Print all of the entries exactly, minus the pictures.

* start DATA SUPPLIED *

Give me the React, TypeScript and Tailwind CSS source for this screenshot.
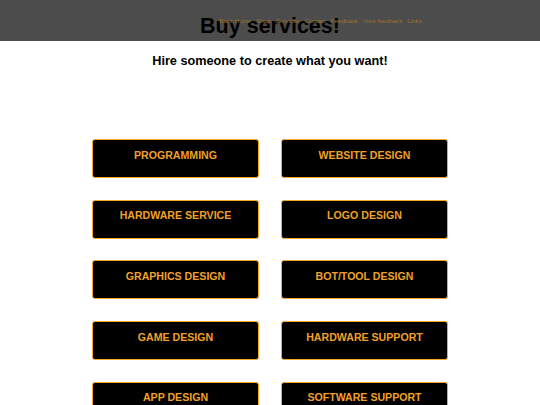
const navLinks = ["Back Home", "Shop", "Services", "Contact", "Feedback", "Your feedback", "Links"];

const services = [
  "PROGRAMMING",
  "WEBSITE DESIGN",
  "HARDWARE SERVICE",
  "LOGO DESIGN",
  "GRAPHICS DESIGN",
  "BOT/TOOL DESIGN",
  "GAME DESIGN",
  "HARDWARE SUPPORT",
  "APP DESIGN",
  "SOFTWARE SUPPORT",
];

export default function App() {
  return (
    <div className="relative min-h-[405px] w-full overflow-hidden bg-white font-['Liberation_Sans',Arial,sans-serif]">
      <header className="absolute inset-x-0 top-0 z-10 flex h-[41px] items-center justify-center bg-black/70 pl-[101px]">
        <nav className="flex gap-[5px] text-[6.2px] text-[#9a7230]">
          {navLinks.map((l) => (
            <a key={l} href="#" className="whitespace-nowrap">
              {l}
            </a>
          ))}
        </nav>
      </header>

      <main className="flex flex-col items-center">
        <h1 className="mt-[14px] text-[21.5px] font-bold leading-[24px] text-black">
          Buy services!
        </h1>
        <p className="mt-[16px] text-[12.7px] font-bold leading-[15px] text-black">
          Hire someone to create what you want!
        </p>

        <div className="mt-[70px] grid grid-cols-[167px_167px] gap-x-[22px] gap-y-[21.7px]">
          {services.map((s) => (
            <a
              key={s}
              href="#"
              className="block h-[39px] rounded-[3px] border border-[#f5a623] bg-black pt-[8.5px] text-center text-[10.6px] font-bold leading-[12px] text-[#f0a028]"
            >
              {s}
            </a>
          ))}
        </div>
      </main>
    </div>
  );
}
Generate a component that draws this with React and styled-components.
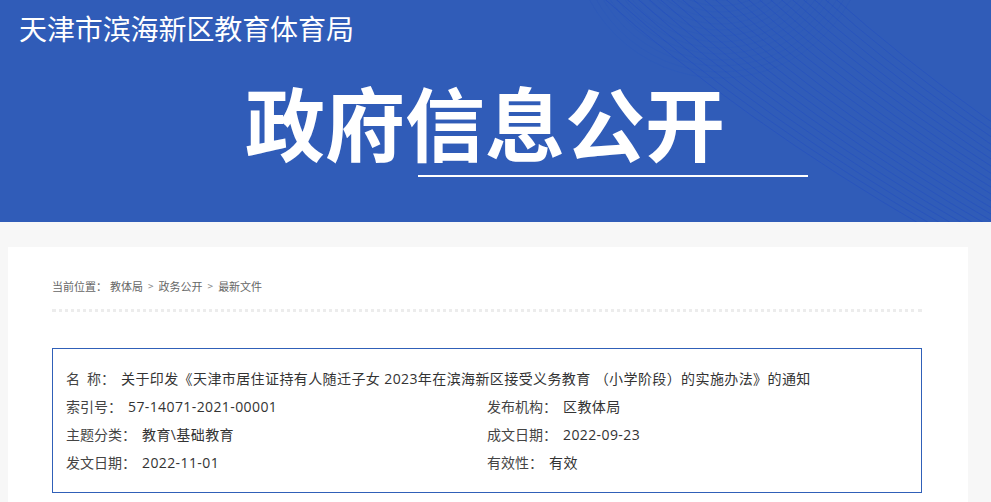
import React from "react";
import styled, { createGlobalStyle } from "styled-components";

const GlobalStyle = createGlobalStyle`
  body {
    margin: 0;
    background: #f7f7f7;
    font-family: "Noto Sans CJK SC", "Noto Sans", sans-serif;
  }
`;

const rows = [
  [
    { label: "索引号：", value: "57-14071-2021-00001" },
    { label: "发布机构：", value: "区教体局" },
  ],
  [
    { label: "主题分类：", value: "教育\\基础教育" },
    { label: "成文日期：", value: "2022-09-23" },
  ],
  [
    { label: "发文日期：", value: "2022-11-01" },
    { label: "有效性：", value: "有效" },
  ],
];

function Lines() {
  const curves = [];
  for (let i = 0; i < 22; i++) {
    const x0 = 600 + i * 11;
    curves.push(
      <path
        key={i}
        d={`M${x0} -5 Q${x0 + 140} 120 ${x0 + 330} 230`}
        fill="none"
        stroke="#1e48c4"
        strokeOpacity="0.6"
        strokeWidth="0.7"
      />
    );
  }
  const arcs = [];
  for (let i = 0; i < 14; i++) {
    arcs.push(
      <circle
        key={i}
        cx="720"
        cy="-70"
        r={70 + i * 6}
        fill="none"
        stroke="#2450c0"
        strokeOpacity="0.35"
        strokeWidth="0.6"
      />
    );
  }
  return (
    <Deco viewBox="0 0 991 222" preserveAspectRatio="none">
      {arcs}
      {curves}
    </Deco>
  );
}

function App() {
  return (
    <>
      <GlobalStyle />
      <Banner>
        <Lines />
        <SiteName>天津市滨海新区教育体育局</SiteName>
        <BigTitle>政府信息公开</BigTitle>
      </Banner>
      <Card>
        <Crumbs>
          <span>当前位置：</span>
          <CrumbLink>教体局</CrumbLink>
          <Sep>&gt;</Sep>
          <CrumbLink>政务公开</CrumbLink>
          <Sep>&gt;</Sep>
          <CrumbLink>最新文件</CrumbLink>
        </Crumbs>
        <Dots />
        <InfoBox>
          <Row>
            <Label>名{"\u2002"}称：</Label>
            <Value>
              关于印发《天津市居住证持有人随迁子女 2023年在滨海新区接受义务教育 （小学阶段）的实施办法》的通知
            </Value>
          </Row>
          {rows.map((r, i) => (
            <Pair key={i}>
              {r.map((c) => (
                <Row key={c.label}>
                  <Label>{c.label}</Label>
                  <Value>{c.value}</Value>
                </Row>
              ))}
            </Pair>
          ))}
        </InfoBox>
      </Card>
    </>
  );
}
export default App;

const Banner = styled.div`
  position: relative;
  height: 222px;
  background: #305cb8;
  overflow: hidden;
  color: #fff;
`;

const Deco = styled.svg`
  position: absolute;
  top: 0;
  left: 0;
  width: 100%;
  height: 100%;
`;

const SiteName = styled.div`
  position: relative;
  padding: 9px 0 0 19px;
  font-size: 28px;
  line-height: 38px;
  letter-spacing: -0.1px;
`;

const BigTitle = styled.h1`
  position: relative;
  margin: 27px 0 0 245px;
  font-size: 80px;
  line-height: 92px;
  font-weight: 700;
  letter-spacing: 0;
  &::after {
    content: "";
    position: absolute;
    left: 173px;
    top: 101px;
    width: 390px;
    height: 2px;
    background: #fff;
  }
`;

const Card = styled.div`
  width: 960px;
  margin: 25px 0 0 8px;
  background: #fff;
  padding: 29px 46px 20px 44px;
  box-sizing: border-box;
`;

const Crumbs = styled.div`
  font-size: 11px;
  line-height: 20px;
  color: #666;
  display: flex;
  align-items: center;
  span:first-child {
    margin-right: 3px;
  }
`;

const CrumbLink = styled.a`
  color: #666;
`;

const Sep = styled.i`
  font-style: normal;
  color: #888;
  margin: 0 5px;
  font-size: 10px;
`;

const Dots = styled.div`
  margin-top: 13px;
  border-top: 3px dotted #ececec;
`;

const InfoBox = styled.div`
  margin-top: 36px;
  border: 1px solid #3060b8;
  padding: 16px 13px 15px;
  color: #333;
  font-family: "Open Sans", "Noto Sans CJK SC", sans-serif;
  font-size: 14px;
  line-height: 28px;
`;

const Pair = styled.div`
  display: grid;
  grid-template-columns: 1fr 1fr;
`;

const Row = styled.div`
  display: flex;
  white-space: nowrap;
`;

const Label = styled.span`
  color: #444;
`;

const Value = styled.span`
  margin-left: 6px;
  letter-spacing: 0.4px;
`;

* end DATA SUPPLIED *

» **OUTPUT FOR THIS EXERCISE**:
Give me the React, TypeScript and Tailwind CSS source for this screenshot.
const navLinks = ["Back Home", "Shop", "Services", "Contact", "Feedback", "Your feedback", "Links"];

const services = [
  "PROGRAMMING",
  "WEBSITE DESIGN",
  "HARDWARE SERVICE",
  "LOGO DESIGN",
  "GRAPHICS DESIGN",
  "BOT/TOOL DESIGN",
  "GAME DESIGN",
  "HARDWARE SUPPORT",
  "APP DESIGN",
  "SOFTWARE SUPPORT",
];

export default function App() {
  return (
    <div className="relative min-h-[405px] w-full overflow-hidden bg-white font-['Liberation_Sans',Arial,sans-serif]">
      <header className="absolute inset-x-0 top-0 z-10 flex h-[41px] items-center justify-center bg-black/70 pl-[101px]">
        <nav className="flex gap-[5px] text-[6.2px] text-[#9a7230]">
          {navLinks.map((l) => (
            <a key={l} href="#" className="whitespace-nowrap">
              {l}
            </a>
          ))}
        </nav>
      </header>

      <main className="flex flex-col items-center">
        <h1 className="mt-[14px] text-[21.5px] font-bold leading-[24px] text-black">
          Buy services!
        </h1>
        <p className="mt-[16px] text-[12.7px] font-bold leading-[15px] text-black">
          Hire someone to create what you want!
        </p>

        <div className="mt-[70px] grid grid-cols-[167px_167px] gap-x-[22px] gap-y-[21.7px]">
          {services.map((s) => (
            <a
              key={s}
              href="#"
              className="block h-[39px] rounded-[3px] border border-[#f5a623] bg-black pt-[8.5px] text-center text-[10.6px] font-bold leading-[12px] text-[#f0a028]"
            >
              {s}
            </a>
          ))}
        </div>
      </main>
    </div>
  );
}
Generate a component that draws this with React and styled-components.
import React from "react";
import styled, { createGlobalStyle } from "styled-components";

const GlobalStyle = createGlobalStyle`
  body {
    margin: 0;
    background: #f7f7f7;
    font-family: "Noto Sans CJK SC", "Noto Sans", sans-serif;
  }
`;

const rows = [
  [
    { label: "索引号：", value: "57-14071-2021-00001" },
    { label: "发布机构：", value: "区教体局" },
  ],
  [
    { label: "主题分类：", value: "教育\\基础教育" },
    { label: "成文日期：", value: "2022-09-23" },
  ],
  [
    { label: "发文日期：", value: "2022-11-01" },
    { label: "有效性：", value: "有效" },
  ],
];

function Lines() {
  const curves = [];
  for (let i = 0; i < 22; i++) {
    const x0 = 600 + i * 11;
    curves.push(
      <path
        key={i}
        d={`M${x0} -5 Q${x0 + 140} 120 ${x0 + 330} 230`}
        fill="none"
        stroke="#1e48c4"
        strokeOpacity="0.6"
        strokeWidth="0.7"
      />
    );
  }
  const arcs = [];
  for (let i = 0; i < 14; i++) {
    arcs.push(
      <circle
        key={i}
        cx="720"
        cy="-70"
        r={70 + i * 6}
        fill="none"
        stroke="#2450c0"
        strokeOpacity="0.35"
        strokeWidth="0.6"
      />
    );
  }
  return (
    <Deco viewBox="0 0 991 222" preserveAspectRatio="none">
      {arcs}
      {curves}
    </Deco>
  );
}

function App() {
  return (
    <>
      <GlobalStyle />
      <Banner>
        <Lines />
        <SiteName>天津市滨海新区教育体育局</SiteName>
        <BigTitle>政府信息公开</BigTitle>
      </Banner>
      <Card>
        <Crumbs>
          <span>当前位置：</span>
          <CrumbLink>教体局</CrumbLink>
          <Sep>&gt;</Sep>
          <CrumbLink>政务公开</CrumbLink>
          <Sep>&gt;</Sep>
          <CrumbLink>最新文件</CrumbLink>
        </Crumbs>
        <Dots />
        <InfoBox>
          <Row>
            <Label>名{"\u2002"}称：</Label>
            <Value>
              关于印发《天津市居住证持有人随迁子女 2023年在滨海新区接受义务教育 （小学阶段）的实施办法》的通知
            </Value>
          </Row>
          {rows.map((r, i) => (
            <Pair key={i}>
              {r.map((c) => (
                <Row key={c.label}>
                  <Label>{c.label}</Label>
                  <Value>{c.value}</Value>
                </Row>
              ))}
            </Pair>
          ))}
        </InfoBox>
      </Card>
    </>
  );
}
export default App;

const Banner = styled.div`
  position: relative;
  height: 222px;
  background: #305cb8;
  overflow: hidden;
  color: #fff;
`;

const Deco = styled.svg`
  position: absolute;
  top: 0;
  left: 0;
  width: 100%;
  height: 100%;
`;

const SiteName = styled.div`
  position: relative;
  padding: 9px 0 0 19px;
  font-size: 28px;
  line-height: 38px;
  letter-spacing: -0.1px;
`;

const BigTitle = styled.h1`
  position: relative;
  margin: 27px 0 0 245px;
  font-size: 80px;
  line-height: 92px;
  font-weight: 700;
  letter-spacing: 0;
  &::after {
    content: "";
    position: absolute;
    left: 173px;
    top: 101px;
    width: 390px;
    height: 2px;
    background: #fff;
  }
`;

const Card = styled.div`
  width: 960px;
  margin: 25px 0 0 8px;
  background: #fff;
  padding: 29px 46px 20px 44px;
  box-sizing: border-box;
`;

const Crumbs = styled.div`
  font-size: 11px;
  line-height: 20px;
  color: #666;
  display: flex;
  align-items: center;
  span:first-child {
    margin-right: 3px;
  }
`;

const CrumbLink = styled.a`
  color: #666;
`;

const Sep = styled.i`
  font-style: normal;
  color: #888;
  margin: 0 5px;
  font-size: 10px;
`;

const Dots = styled.div`
  margin-top: 13px;
  border-top: 3px dotted #ececec;
`;

const InfoBox = styled.div`
  margin-top: 36px;
  border: 1px solid #3060b8;
  padding: 16px 13px 15px;
  color: #333;
  font-family: "Open Sans", "Noto Sans CJK SC", sans-serif;
  font-size: 14px;
  line-height: 28px;
`;

const Pair = styled.div`
  display: grid;
  grid-template-columns: 1fr 1fr;
`;

const Row = styled.div`
  display: flex;
  white-space: nowrap;
`;

const Label = styled.span`
  color: #444;
`;

const Value = styled.span`
  margin-left: 6px;
  letter-spacing: 0.4px;
`;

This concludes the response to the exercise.